Examine each line of the data. Copy those that contain the string "this".
(begin)
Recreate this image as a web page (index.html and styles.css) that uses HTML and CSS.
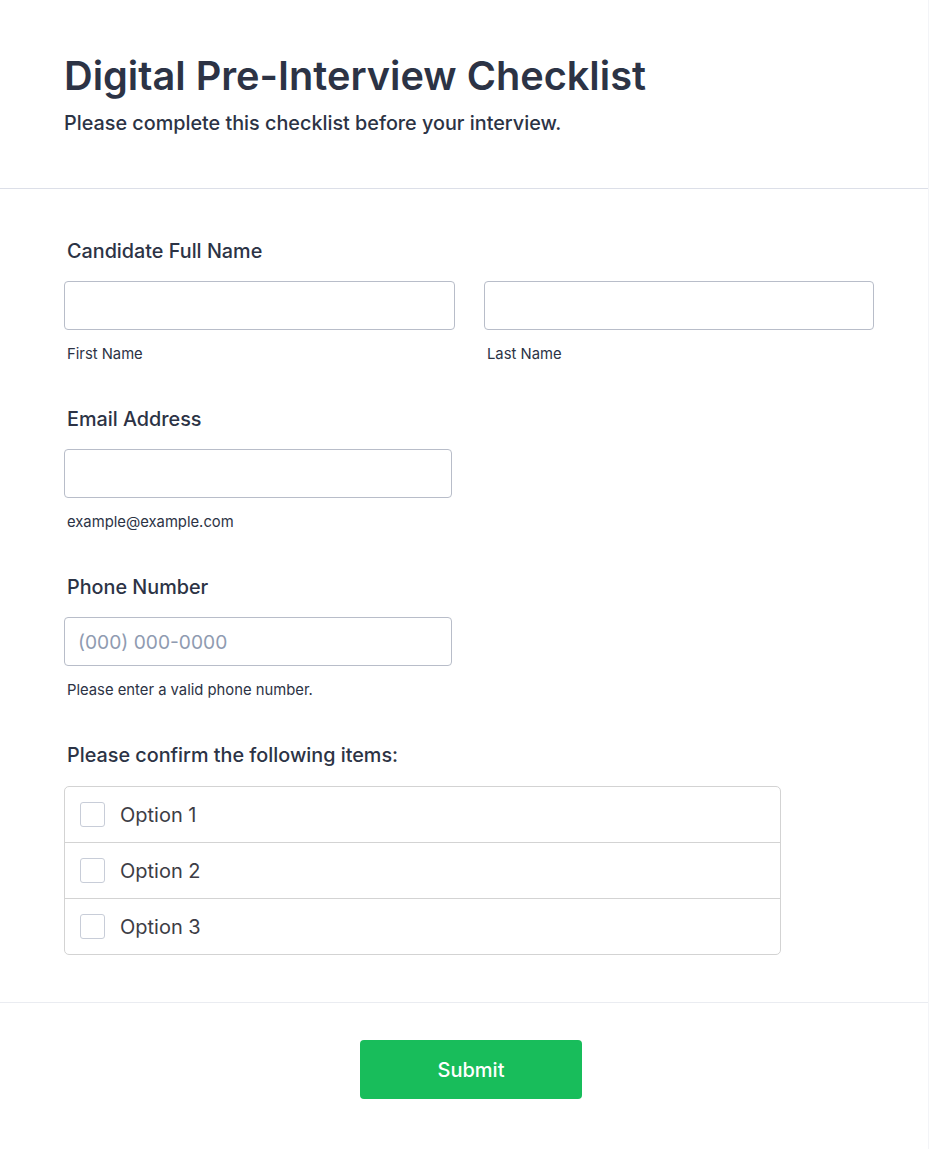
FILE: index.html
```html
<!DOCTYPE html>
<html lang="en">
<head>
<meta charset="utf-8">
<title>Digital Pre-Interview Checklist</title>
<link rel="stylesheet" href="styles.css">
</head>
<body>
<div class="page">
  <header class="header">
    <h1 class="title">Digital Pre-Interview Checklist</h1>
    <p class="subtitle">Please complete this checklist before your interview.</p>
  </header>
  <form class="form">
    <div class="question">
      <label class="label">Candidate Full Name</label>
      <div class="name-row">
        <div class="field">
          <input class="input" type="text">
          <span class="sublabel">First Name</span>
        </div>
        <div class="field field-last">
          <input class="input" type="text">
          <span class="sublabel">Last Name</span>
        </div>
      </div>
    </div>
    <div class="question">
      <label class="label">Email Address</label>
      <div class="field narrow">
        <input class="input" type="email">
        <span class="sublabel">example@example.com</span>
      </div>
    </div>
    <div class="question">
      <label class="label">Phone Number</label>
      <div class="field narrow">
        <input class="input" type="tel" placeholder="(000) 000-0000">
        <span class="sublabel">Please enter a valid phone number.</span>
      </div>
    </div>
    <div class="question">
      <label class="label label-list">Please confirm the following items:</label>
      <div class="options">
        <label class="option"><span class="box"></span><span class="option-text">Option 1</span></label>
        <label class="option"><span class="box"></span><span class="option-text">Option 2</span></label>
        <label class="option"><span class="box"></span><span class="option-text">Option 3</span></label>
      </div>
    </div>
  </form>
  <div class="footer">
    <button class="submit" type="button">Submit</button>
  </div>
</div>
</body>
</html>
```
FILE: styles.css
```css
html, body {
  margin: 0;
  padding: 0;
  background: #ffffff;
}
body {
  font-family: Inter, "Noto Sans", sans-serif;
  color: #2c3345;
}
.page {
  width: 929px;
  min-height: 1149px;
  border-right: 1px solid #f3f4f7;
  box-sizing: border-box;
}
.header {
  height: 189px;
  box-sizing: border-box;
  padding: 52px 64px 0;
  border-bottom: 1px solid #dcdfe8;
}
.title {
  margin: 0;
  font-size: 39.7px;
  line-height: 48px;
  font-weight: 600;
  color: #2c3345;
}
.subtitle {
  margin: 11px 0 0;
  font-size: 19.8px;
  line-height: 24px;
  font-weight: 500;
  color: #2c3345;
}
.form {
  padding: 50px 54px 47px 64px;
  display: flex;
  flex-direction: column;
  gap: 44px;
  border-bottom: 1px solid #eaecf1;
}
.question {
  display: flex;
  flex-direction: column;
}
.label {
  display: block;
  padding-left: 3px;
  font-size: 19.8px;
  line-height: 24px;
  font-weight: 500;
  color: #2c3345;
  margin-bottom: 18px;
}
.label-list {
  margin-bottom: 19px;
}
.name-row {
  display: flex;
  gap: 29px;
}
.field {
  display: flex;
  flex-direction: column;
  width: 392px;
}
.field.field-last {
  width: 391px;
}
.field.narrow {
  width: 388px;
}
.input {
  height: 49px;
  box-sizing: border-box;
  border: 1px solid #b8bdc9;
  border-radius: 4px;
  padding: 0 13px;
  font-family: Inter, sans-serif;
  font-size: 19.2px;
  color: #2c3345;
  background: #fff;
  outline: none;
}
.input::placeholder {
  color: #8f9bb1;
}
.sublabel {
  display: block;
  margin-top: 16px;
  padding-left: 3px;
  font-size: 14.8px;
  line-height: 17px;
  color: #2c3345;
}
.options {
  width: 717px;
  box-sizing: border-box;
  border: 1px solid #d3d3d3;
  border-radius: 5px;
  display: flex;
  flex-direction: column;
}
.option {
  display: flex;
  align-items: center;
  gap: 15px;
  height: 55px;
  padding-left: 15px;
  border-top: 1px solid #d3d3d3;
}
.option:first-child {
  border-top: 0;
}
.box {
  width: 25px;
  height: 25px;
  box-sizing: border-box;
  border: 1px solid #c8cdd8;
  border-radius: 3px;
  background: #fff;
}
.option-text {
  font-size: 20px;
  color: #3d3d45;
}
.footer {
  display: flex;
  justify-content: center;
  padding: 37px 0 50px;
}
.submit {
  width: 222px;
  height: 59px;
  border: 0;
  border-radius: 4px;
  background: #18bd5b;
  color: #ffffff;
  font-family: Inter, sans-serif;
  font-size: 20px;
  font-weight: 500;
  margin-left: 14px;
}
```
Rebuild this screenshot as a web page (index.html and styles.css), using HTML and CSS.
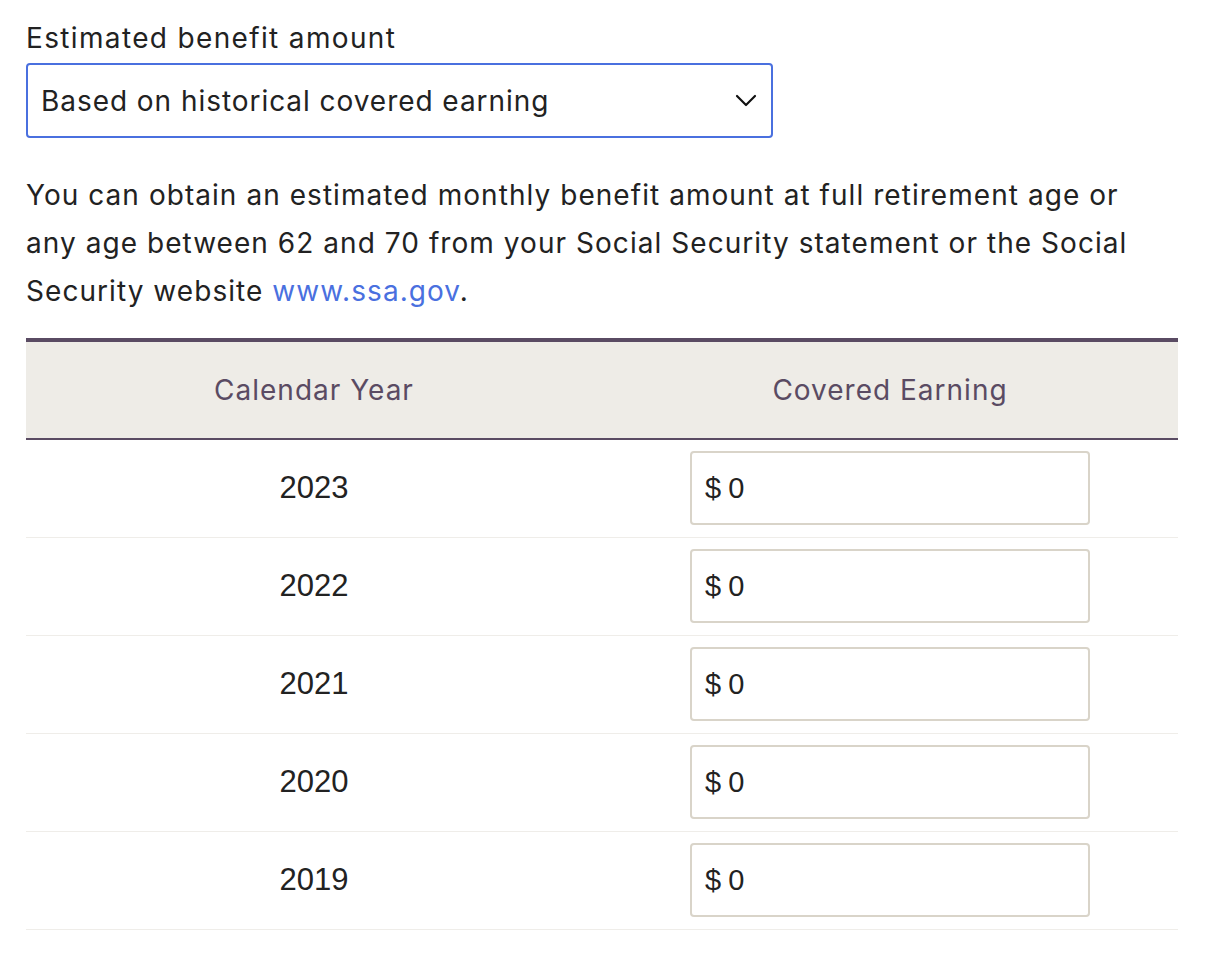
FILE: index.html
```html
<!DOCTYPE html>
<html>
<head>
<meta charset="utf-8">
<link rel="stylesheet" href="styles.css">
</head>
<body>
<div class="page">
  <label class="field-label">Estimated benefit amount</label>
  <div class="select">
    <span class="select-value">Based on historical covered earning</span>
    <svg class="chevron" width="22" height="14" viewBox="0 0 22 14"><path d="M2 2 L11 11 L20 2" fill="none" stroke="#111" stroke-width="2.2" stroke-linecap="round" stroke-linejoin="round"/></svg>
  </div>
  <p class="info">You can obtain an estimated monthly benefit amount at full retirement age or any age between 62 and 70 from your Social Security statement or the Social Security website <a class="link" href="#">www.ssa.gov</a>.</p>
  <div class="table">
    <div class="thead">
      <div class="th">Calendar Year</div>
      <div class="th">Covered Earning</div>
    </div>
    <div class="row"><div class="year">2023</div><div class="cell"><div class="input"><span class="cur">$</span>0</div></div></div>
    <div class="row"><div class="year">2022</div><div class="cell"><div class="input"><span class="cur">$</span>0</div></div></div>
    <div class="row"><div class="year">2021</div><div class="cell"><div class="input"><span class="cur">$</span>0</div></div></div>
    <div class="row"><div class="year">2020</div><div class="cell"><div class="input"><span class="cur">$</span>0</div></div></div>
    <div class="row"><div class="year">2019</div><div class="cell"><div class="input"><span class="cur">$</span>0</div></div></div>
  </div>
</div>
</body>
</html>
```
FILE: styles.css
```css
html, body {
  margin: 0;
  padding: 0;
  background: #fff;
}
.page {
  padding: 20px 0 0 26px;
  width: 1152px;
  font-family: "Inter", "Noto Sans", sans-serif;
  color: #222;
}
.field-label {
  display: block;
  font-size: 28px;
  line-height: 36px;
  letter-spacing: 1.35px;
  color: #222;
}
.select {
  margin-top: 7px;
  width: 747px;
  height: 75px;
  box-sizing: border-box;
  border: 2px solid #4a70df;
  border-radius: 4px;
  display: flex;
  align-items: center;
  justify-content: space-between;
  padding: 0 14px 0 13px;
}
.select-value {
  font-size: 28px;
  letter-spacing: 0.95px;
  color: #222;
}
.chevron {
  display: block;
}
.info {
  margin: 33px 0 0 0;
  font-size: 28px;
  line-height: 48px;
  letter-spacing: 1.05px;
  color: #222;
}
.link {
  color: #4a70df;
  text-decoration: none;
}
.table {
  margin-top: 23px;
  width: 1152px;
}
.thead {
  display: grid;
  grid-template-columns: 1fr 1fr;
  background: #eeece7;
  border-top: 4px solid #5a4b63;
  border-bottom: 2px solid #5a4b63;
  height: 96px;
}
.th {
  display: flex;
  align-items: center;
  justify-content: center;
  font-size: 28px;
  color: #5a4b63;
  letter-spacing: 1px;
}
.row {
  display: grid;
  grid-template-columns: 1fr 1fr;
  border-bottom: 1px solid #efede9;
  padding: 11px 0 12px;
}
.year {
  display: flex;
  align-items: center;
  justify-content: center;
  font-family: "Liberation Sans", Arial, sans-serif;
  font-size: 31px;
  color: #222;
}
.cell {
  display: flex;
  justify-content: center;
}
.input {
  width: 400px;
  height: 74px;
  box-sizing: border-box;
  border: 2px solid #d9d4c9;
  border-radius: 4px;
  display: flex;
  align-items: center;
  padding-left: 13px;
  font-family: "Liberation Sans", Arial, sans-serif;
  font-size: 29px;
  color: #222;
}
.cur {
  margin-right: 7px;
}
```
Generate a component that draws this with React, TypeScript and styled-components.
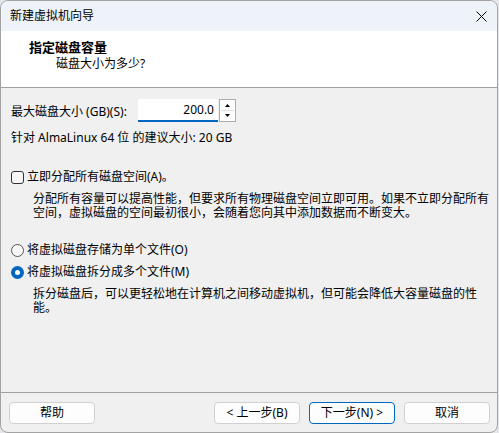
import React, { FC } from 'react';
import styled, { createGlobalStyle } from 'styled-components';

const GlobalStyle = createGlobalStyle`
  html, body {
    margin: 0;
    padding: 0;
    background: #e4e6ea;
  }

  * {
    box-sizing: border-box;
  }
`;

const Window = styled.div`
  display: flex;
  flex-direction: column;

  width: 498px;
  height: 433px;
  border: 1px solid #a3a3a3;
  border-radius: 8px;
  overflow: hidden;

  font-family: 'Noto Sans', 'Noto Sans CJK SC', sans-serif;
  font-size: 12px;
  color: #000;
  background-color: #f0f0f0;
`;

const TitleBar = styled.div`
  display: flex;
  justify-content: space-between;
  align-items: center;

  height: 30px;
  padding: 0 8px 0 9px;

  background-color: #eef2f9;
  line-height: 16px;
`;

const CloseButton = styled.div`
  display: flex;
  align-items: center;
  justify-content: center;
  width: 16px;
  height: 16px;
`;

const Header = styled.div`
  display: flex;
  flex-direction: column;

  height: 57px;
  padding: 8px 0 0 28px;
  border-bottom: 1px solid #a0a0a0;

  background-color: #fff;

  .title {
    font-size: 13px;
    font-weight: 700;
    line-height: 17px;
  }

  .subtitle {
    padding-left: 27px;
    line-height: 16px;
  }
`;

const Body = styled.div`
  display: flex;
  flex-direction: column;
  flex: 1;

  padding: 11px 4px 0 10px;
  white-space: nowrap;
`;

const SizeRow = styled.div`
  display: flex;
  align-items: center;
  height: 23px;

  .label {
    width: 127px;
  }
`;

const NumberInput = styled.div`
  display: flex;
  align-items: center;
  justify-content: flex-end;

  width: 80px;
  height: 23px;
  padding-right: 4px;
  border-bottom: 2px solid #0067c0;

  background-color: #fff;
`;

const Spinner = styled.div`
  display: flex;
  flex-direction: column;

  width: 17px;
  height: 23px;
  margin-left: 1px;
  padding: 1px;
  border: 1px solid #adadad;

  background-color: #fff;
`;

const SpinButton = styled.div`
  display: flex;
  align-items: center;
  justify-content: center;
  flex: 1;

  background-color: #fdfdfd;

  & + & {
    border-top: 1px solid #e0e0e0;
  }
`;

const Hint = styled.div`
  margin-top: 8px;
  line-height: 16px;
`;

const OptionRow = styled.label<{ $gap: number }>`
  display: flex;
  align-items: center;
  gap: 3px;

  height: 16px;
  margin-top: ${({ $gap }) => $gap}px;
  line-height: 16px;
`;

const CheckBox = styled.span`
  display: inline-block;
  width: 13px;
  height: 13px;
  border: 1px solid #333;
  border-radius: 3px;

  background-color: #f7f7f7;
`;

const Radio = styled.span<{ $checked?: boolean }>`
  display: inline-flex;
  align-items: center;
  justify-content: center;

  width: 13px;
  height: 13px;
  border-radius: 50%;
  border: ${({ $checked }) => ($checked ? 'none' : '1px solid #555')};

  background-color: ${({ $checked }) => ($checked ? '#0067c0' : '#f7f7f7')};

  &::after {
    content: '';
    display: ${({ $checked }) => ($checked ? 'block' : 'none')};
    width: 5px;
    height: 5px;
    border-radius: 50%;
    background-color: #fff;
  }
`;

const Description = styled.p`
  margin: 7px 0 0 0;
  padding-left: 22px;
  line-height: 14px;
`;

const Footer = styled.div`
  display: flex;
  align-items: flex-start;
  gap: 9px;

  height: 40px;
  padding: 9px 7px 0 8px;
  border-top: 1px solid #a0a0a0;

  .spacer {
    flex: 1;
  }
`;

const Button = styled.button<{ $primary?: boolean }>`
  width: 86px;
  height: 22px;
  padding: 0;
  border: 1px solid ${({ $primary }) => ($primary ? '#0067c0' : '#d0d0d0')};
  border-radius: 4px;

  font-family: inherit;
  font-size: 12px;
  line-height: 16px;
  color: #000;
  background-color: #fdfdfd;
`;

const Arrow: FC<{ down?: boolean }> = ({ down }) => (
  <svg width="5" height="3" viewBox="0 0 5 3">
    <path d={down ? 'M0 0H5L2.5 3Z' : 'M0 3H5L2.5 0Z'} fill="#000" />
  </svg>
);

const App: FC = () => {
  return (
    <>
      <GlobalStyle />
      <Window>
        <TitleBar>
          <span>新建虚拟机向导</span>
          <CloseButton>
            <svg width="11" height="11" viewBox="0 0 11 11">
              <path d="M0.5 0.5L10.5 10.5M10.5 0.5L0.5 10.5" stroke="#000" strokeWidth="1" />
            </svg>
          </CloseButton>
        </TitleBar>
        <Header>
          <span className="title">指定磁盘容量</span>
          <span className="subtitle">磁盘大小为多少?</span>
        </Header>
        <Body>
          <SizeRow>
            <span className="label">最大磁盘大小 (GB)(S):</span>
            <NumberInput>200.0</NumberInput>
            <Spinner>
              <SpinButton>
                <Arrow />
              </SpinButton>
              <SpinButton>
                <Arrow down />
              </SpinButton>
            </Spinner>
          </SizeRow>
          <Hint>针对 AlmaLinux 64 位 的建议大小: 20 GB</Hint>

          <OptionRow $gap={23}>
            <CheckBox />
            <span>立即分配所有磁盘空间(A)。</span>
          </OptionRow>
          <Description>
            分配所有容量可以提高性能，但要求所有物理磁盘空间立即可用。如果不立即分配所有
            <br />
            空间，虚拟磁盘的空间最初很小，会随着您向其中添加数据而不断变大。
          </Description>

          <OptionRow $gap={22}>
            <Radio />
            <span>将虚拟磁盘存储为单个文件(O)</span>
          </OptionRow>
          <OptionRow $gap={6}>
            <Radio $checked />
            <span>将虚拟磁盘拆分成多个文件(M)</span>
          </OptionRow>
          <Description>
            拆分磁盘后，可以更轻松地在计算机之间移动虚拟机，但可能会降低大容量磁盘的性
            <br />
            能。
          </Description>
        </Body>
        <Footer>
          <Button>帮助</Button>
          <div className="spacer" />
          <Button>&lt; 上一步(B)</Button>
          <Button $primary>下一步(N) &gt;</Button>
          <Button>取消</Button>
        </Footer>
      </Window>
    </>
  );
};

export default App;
(end)
## RESULT OF THE EXERCISE
Recreate this image as a web page (index.html and styles.css) that uses HTML and CSS.
    <p class="subtitle">Please complete this checklist before your interview.</p>
Rebuild this screenshot as a web page (index.html and styles.css), using HTML and CSS.
Generate a component that draws this with React, TypeScript and styled-components.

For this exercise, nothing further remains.